### TASK
Omit the pictures and output every entry below exactly as written.

== == ==

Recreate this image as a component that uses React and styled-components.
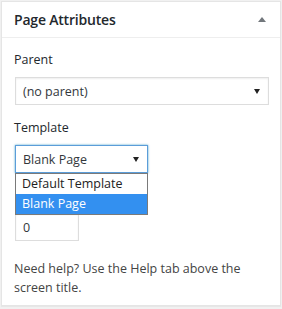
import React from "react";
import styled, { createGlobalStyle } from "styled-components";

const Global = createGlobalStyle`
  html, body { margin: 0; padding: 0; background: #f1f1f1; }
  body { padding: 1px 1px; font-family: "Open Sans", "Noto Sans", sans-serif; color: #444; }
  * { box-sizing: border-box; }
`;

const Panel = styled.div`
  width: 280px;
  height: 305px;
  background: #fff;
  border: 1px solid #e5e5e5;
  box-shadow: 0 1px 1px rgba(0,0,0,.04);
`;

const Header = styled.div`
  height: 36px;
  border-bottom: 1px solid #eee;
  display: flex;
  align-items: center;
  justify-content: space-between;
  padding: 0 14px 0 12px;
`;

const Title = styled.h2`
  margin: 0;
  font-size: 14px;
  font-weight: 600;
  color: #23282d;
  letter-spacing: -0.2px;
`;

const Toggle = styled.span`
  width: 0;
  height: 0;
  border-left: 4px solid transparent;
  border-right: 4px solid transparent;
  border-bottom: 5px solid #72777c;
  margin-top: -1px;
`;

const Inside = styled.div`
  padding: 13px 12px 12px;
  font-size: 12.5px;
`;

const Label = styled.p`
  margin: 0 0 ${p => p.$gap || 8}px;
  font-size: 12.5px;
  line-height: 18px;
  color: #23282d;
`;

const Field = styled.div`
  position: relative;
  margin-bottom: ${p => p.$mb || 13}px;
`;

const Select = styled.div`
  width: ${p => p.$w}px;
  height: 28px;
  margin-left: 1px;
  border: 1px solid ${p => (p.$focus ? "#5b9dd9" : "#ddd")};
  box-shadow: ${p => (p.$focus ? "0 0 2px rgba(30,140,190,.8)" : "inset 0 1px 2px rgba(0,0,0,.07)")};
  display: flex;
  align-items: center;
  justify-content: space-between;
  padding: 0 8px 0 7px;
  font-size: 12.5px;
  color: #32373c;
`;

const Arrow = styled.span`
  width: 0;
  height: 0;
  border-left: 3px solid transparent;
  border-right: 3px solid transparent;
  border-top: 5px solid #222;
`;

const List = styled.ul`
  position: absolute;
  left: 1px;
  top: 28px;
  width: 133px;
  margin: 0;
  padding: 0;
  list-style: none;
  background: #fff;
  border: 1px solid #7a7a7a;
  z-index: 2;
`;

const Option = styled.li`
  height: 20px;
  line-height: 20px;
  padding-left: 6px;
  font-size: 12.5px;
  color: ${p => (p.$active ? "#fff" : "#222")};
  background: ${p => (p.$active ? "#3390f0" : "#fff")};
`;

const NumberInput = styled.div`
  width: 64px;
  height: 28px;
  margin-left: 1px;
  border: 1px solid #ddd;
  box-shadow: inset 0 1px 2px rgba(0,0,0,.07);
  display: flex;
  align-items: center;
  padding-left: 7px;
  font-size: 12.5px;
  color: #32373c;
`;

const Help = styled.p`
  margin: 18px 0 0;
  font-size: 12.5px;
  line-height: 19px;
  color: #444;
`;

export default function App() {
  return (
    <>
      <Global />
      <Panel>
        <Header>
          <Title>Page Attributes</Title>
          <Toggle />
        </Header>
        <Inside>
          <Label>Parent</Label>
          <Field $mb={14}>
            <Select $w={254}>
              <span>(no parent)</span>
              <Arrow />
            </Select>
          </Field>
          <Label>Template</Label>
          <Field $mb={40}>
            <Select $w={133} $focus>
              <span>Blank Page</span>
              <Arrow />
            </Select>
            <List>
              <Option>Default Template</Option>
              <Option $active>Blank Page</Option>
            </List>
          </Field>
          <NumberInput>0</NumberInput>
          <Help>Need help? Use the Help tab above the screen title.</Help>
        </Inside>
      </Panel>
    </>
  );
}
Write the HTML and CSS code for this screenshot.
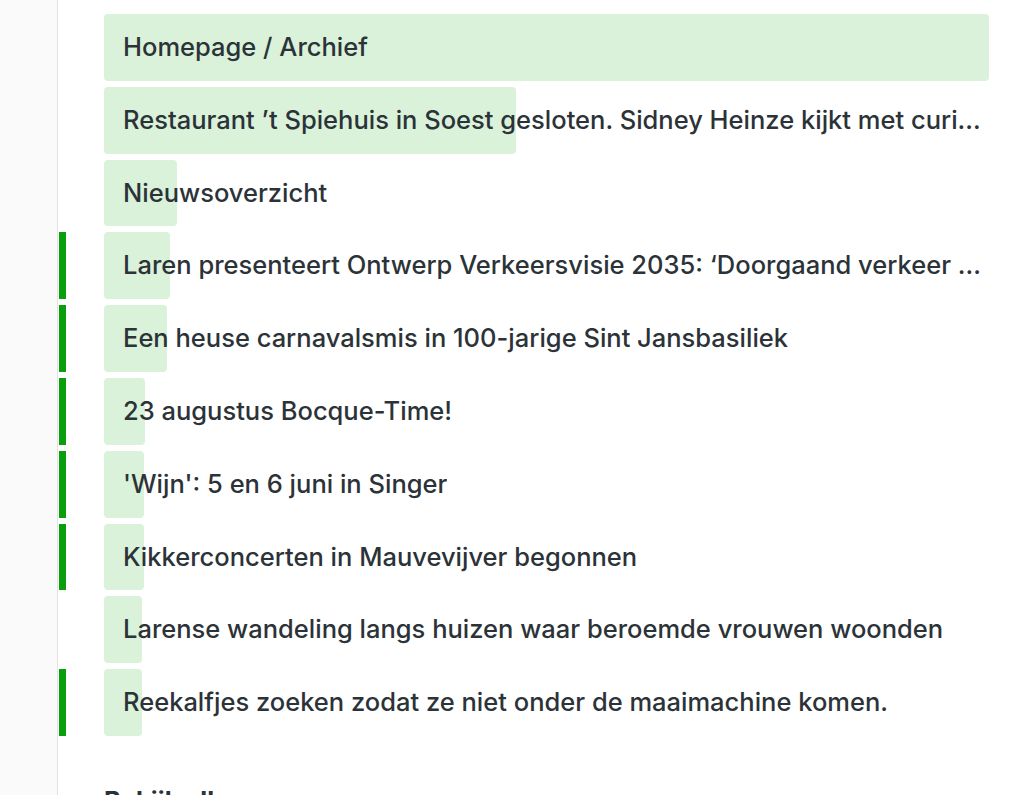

== == ==

### REPLY TO THE TASK
Recreate this image as a component that uses React and styled-components.
import React from "react";
import styled, { createGlobalStyle } from "styled-components";

const Global = createGlobalStyle`
  html, body { margin: 0; padding: 0; background: #f1f1f1; }
  body { padding: 1px 1px; font-family: "Open Sans", "Noto Sans", sans-serif; color: #444; }
  * { box-sizing: border-box; }
`;

const Panel = styled.div`
  width: 280px;
  height: 305px;
  background: #fff;
  border: 1px solid #e5e5e5;
  box-shadow: 0 1px 1px rgba(0,0,0,.04);
`;

const Header = styled.div`
  height: 36px;
  border-bottom: 1px solid #eee;
  display: flex;
  align-items: center;
  justify-content: space-between;
  padding: 0 14px 0 12px;
`;

const Title = styled.h2`
  margin: 0;
  font-size: 14px;
  font-weight: 600;
  color: #23282d;
  letter-spacing: -0.2px;
`;

const Toggle = styled.span`
  width: 0;
  height: 0;
  border-left: 4px solid transparent;
  border-right: 4px solid transparent;
  border-bottom: 5px solid #72777c;
  margin-top: -1px;
`;

const Inside = styled.div`
  padding: 13px 12px 12px;
  font-size: 12.5px;
`;

const Label = styled.p`
  margin: 0 0 ${p => p.$gap || 8}px;
  font-size: 12.5px;
  line-height: 18px;
  color: #23282d;
`;

const Field = styled.div`
  position: relative;
  margin-bottom: ${p => p.$mb || 13}px;
`;

const Select = styled.div`
  width: ${p => p.$w}px;
  height: 28px;
  margin-left: 1px;
  border: 1px solid ${p => (p.$focus ? "#5b9dd9" : "#ddd")};
  box-shadow: ${p => (p.$focus ? "0 0 2px rgba(30,140,190,.8)" : "inset 0 1px 2px rgba(0,0,0,.07)")};
  display: flex;
  align-items: center;
  justify-content: space-between;
  padding: 0 8px 0 7px;
  font-size: 12.5px;
  color: #32373c;
`;

const Arrow = styled.span`
  width: 0;
  height: 0;
  border-left: 3px solid transparent;
  border-right: 3px solid transparent;
  border-top: 5px solid #222;
`;

const List = styled.ul`
  position: absolute;
  left: 1px;
  top: 28px;
  width: 133px;
  margin: 0;
  padding: 0;
  list-style: none;
  background: #fff;
  border: 1px solid #7a7a7a;
  z-index: 2;
`;

const Option = styled.li`
  height: 20px;
  line-height: 20px;
  padding-left: 6px;
  font-size: 12.5px;
  color: ${p => (p.$active ? "#fff" : "#222")};
  background: ${p => (p.$active ? "#3390f0" : "#fff")};
`;

const NumberInput = styled.div`
  width: 64px;
  height: 28px;
  margin-left: 1px;
  border: 1px solid #ddd;
  box-shadow: inset 0 1px 2px rgba(0,0,0,.07);
  display: flex;
  align-items: center;
  padding-left: 7px;
  font-size: 12.5px;
  color: #32373c;
`;

const Help = styled.p`
  margin: 18px 0 0;
  font-size: 12.5px;
  line-height: 19px;
  color: #444;
`;

export default function App() {
  return (
    <>
      <Global />
      <Panel>
        <Header>
          <Title>Page Attributes</Title>
          <Toggle />
        </Header>
        <Inside>
          <Label>Parent</Label>
          <Field $mb={14}>
            <Select $w={254}>
              <span>(no parent)</span>
              <Arrow />
            </Select>
          </Field>
          <Label>Template</Label>
          <Field $mb={40}>
            <Select $w={133} $focus>
              <span>Blank Page</span>
              <Arrow />
            </Select>
            <List>
              <Option>Default Template</Option>
              <Option $active>Blank Page</Option>
            </List>
          </Field>
          <NumberInput>0</NumberInput>
          <Help>Need help? Use the Help tab above the screen title.</Help>
        </Inside>
      </Panel>
    </>
  );
}
Write the HTML and CSS code for this screenshot.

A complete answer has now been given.